Call a positive integer with this property good and let $n$ be an arbitrary positive integer. Since $n$ is good implies any $d | n$ is also good we can assume that $n = 2^{2r} \cdot 3^{2s} \cdot l^2$ where $r, s$ are positive integers and $(l, 6) = 1$. To show that $n$ is good it suffices to show that there exist positive integers $a, b$ so that $n | (2^r \cdot l)^2 \cdot a^2 + (3^s)^2 \cdot b^2 - 1$. Choose a positive integer $b$ so that $2^{2r} \cdot l^2 | 3^{2s} \cdot b^2 - 1 \Rightarrow b \equiv 3^{-s} \pmod {2^{2r} \cdot l^2}$. This is well defined since $(2l, 3) = 1$. Similarly, choose $a$ so that $3^{2s} | (2^r \cdot l)^2 \cdot a^2 - 1 \Rightarrow a \equiv (2^r \cdot l)^{-1} \pmod {3^{2s}}$. This is well defined as above. Now we also have $2^{2r} \cdot l^2 | (2^r \cdot l)^2 \cdot a^2$ hence $2^{2r} \cdot l^2 | (2^r \cdot l)^2 \cdot a^2 + (3^s)^2 \cdot b^2 - 1$. Similarly, we have $3^{2s} | 3^{2s} \cdot b^2$ hence $3^{2s} | (2^r \cdot l)^2 \cdot a^2 + (3^s)^2 \cdot b^2 - 1$. Finally, we have $2^{2r} \cdot 3^{2s} \cdot l^2 | (2^r \cdot l)^2 \cdot a^2 + (3^s)^2 \cdot b^2 - 1$ hence $n$ is good as desired.
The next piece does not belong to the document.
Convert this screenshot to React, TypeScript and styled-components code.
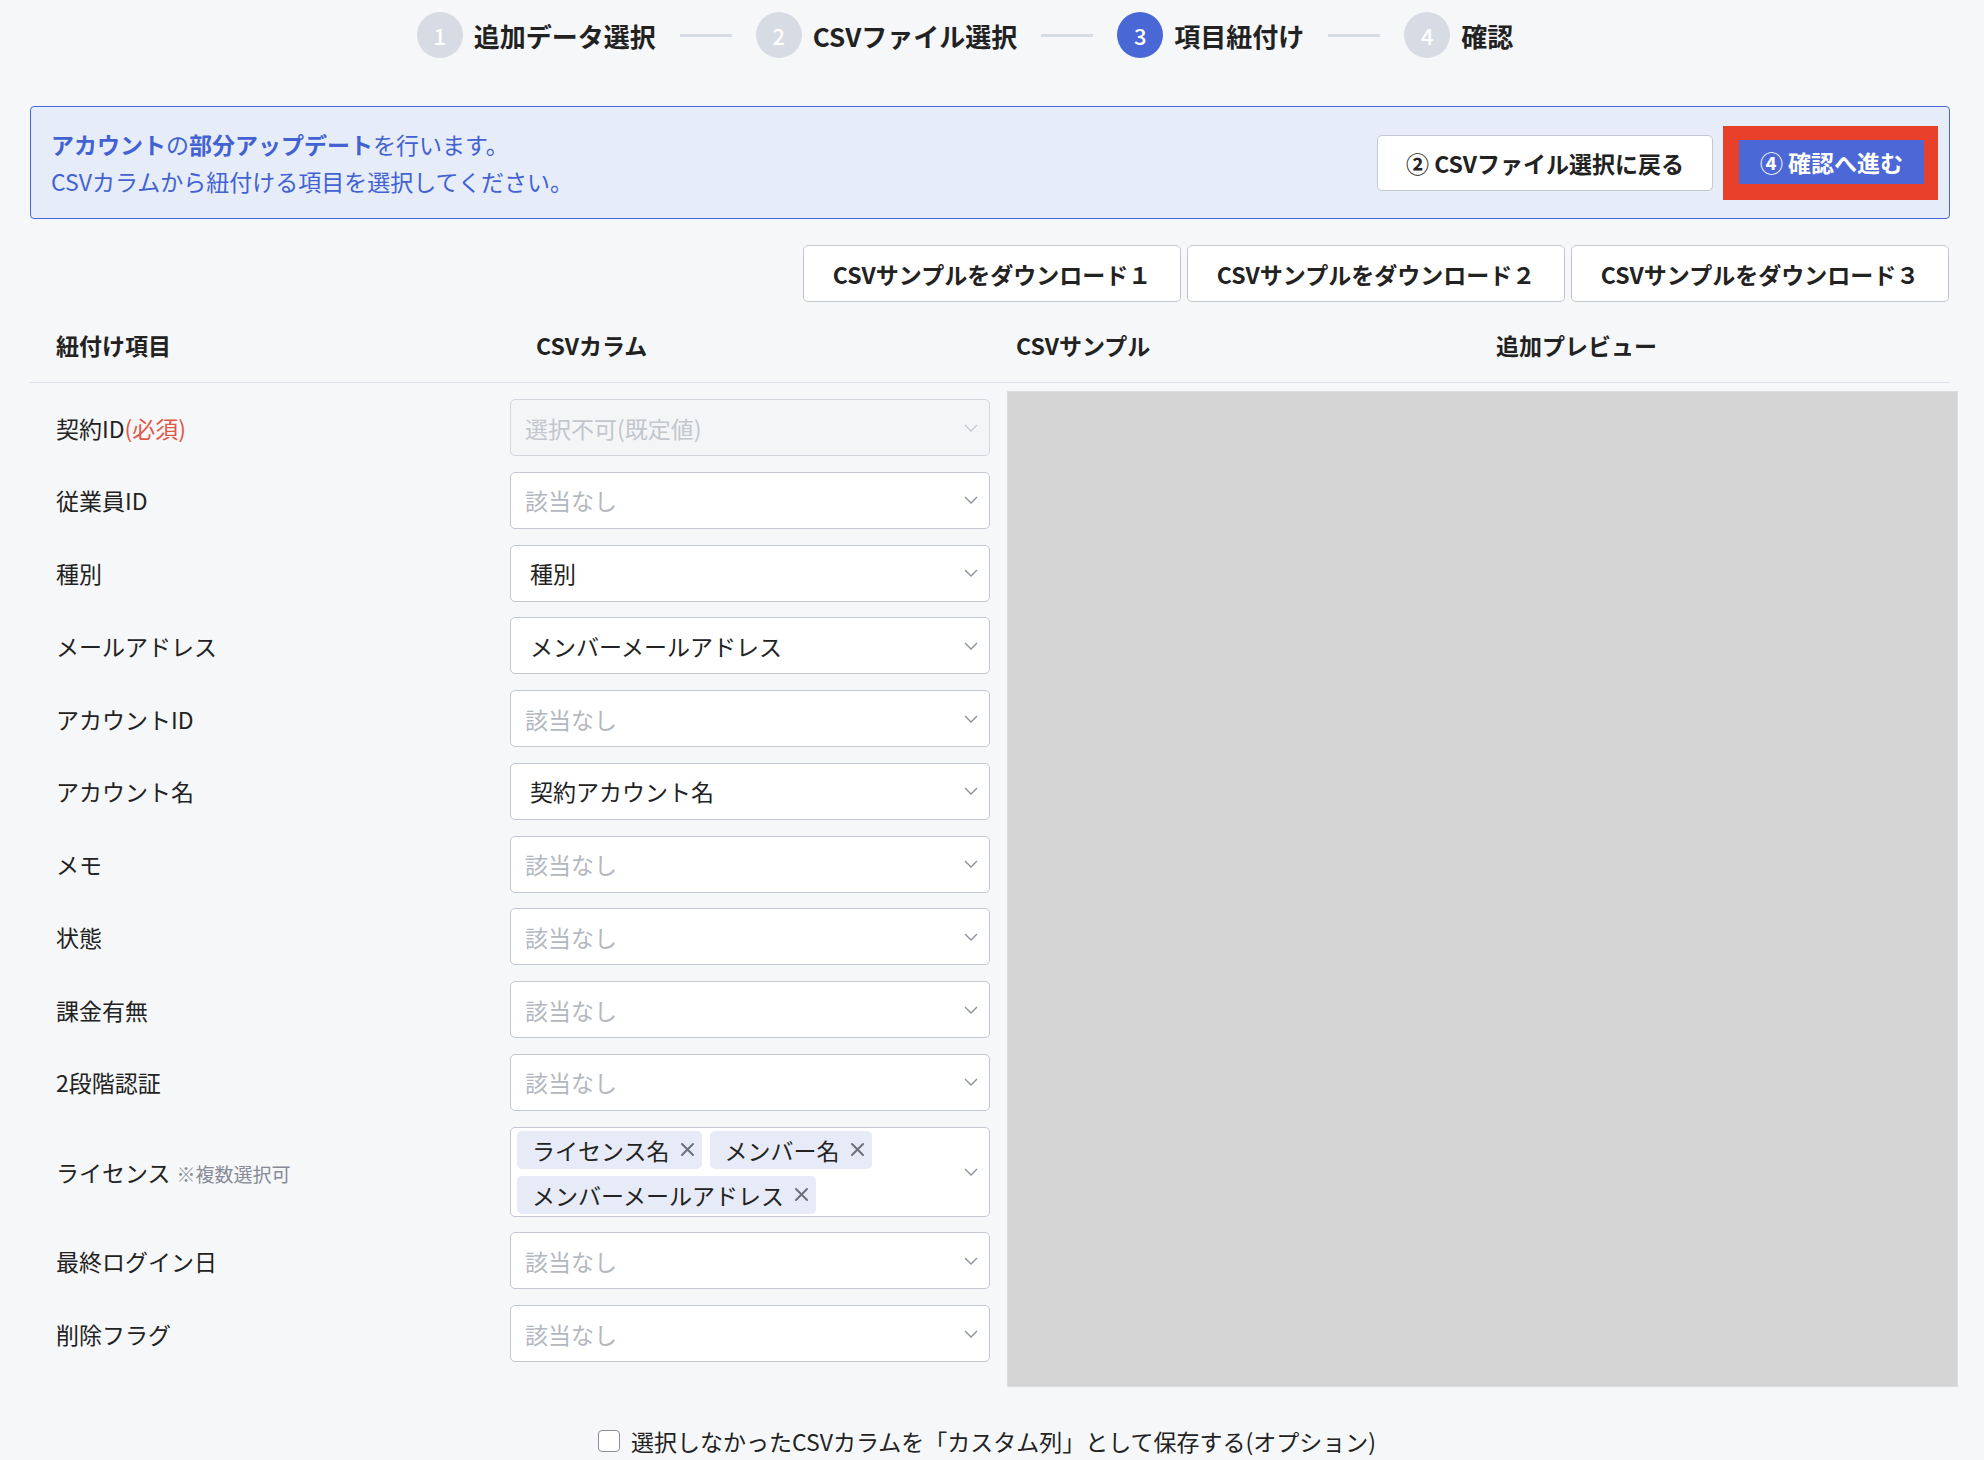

mathl25 wrote: Call a positive integer with this property good and let $n$ be an arbitrary positive integer. Since $n$ is good implies any $d | n$ is also good we can assume that $n = 2^{2r} \cdot 3^{2s} \cdot l^2$ where $r, s$ are positive integers and $(l, 6) = 1$. To show that $n$ is good it suffices to show that there exist positive integers $a, b$ so that $n | (2^r \cdot l)^2 \cdot a^2 + (3^s)^2 \cdot b^2 - 1$. Choose a positive integer $b$ so that $2^{2r} \cdot l^2 | 3^{2s} \cdot b^2 - 1 \Rightarrow b \equiv 3^{-s} \pmod {2^{2r} \cdot l^2}$. This is well defined since $(2l, 3) = 1$. Similarly, choose $a$ so that $3^{2s} | (2^r \cdot l)^2 \cdot a^2 - 1 \Rightarrow a \equiv (2^r \cdot l)^{-1} \pmod {3^{2s}}$. This is well defined as above. Now we also have $2^{2r} \cdot l^2 | (2^r \cdot l)^2 \cdot a^2$ hence $2^{2r} \cdot l^2 | (2^r \cdot l)^2 \cdot a^2 + (3^s)^2 \cdot b^2 - 1$. Similarly, we have $3^{2s} | 3^{2s} \cdot b^2$ hence $3^{2s} | (2^r \cdot l)^2 \cdot a^2 + (3^s)^2 \cdot b^2 - 1$. Finally, we have $2^{2r} \cdot 3^{2s} \cdot l^2 | (2^r \cdot l)^2 \cdot a^2 + (3^s)^2 \cdot b^2 - 1$ hence $n$ is good as desired. GOOD! but I still want to ask: $$ \mathbf{Do}\,\,\mathbf{other}\,\,\mathbf{solutions}\,\,\mathbf{exist}? $$